▶ **PROBLEM**
Using the data beneath this instruction, retype only the lines from the one that contains "Output the component" down to the one that contains "string; name: string;", both included, exactly as they appear.

>> start SUPPLIED DATA

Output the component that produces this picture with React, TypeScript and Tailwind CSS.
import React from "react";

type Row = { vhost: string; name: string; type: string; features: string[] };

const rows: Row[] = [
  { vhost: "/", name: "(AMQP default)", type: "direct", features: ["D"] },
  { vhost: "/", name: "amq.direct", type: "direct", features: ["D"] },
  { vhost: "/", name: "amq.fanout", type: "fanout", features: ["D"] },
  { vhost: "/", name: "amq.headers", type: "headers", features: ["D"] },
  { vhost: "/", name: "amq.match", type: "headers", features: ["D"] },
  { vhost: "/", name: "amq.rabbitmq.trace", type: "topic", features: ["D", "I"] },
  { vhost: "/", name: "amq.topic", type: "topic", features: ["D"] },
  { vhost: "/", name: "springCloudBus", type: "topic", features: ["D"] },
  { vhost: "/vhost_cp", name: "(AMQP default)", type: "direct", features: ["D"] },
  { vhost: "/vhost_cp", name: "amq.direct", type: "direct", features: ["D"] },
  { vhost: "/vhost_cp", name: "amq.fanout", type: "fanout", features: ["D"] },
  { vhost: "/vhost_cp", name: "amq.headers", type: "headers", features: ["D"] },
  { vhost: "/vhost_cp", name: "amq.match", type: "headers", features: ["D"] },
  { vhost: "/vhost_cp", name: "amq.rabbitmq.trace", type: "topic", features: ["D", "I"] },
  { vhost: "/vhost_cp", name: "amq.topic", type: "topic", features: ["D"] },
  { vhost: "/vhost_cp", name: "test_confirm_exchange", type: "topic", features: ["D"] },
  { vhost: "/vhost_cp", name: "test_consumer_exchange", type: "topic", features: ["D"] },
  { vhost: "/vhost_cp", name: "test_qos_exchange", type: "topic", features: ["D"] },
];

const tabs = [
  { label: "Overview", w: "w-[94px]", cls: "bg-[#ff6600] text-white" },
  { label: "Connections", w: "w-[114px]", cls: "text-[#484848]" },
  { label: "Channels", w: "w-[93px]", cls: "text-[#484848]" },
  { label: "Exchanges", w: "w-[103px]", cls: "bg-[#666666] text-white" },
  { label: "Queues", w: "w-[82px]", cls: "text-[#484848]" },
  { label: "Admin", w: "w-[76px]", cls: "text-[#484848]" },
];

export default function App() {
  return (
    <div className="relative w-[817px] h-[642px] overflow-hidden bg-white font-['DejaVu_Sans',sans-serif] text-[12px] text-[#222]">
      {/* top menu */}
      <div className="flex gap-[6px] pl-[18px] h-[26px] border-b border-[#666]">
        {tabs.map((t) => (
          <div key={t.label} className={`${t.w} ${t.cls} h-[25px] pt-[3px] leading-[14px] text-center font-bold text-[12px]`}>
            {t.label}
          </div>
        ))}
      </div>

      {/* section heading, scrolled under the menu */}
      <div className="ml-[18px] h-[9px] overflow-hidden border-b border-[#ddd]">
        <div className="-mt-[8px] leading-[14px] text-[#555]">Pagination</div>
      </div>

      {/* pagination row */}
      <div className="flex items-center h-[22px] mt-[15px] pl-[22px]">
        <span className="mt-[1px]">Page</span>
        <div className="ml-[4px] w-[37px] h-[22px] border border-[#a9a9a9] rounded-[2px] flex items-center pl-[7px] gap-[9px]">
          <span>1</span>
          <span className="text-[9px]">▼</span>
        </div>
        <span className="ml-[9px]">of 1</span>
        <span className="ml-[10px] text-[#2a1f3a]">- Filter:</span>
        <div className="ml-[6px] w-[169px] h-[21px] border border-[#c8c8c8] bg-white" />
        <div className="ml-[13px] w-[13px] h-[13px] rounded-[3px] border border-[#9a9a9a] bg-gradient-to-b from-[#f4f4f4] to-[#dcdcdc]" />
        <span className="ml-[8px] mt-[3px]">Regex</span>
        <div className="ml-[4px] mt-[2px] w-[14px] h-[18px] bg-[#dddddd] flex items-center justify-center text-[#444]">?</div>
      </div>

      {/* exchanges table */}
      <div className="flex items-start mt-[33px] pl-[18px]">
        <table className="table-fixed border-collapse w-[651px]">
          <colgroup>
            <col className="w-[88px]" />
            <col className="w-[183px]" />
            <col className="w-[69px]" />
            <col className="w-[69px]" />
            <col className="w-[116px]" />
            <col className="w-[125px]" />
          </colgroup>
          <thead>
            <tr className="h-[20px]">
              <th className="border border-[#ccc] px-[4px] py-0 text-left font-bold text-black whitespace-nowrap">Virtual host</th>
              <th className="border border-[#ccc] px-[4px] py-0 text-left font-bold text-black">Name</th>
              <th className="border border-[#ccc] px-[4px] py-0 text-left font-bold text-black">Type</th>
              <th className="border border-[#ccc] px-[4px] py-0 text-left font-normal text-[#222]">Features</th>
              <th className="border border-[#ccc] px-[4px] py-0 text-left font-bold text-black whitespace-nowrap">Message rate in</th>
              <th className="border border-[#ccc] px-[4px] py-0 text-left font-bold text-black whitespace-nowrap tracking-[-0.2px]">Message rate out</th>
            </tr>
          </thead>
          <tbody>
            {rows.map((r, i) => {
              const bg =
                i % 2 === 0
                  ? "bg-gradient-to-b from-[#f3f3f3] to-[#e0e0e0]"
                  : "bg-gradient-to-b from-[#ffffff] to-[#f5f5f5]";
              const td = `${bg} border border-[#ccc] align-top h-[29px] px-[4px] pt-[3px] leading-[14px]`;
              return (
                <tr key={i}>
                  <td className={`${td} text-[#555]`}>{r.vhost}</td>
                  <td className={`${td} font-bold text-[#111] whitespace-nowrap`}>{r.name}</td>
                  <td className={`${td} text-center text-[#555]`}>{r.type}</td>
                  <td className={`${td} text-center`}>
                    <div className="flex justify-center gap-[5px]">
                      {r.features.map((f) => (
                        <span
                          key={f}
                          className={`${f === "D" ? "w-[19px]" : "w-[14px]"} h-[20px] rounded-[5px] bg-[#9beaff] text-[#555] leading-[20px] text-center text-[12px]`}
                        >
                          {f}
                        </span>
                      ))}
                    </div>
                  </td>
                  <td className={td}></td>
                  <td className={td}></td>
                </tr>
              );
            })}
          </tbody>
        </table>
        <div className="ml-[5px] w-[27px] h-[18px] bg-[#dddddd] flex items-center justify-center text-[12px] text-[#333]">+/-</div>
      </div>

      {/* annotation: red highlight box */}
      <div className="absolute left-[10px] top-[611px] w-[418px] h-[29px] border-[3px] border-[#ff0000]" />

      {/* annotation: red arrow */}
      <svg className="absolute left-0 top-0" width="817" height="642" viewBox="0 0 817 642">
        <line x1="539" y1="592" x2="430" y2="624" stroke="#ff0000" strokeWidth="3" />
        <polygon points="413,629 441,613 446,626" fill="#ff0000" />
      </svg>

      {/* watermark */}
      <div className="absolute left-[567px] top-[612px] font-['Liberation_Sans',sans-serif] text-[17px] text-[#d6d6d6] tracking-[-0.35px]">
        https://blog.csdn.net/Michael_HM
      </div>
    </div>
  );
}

>> end SUPPLIED DATA
>> start SUPPLIED DATA

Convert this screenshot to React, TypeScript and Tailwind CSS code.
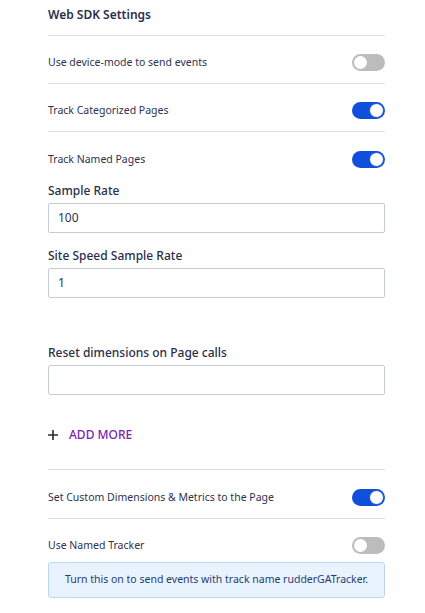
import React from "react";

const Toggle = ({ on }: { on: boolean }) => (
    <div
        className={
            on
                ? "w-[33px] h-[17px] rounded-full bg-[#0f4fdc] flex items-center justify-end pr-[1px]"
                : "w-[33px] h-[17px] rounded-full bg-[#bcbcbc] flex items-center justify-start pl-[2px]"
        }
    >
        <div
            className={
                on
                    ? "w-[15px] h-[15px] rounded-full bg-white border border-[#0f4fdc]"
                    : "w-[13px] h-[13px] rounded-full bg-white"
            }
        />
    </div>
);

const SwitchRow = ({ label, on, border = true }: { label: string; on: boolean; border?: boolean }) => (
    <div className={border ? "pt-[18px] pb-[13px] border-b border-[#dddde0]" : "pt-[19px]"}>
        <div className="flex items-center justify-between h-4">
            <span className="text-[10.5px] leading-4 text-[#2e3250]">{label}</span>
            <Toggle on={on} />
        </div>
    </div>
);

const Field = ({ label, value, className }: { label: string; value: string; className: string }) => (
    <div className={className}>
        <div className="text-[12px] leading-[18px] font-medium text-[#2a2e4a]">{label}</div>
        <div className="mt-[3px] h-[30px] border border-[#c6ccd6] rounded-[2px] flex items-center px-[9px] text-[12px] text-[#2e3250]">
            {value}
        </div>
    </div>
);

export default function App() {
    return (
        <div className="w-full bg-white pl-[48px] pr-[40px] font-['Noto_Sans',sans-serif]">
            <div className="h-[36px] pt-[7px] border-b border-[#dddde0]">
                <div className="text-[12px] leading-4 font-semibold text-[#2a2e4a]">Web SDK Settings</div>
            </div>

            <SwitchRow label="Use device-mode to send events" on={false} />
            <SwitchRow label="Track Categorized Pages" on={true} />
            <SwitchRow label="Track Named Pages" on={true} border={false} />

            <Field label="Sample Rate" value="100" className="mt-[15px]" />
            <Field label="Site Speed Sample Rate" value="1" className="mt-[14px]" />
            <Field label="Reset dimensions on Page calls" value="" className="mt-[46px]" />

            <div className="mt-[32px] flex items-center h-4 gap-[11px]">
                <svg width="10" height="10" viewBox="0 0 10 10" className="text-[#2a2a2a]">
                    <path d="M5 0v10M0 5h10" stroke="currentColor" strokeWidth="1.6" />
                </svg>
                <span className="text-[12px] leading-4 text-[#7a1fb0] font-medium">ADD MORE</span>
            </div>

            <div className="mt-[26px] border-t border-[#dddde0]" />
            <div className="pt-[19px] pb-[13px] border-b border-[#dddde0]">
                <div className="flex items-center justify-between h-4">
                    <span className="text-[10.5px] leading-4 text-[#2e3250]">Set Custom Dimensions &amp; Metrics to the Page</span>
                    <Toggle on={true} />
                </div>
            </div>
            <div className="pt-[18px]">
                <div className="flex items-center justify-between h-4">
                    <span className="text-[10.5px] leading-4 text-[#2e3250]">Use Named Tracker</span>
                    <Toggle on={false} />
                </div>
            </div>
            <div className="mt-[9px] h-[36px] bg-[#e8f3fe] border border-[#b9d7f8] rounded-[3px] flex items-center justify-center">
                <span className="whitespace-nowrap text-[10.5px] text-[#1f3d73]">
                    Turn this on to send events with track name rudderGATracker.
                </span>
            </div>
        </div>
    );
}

>> end SUPPLIED DATA

▶ **REPLY**
Output the component that produces this picture with React, TypeScript and Tailwind CSS.
import React from "react";

type Row = { vhost: string; name: string; type: string; features: string[] };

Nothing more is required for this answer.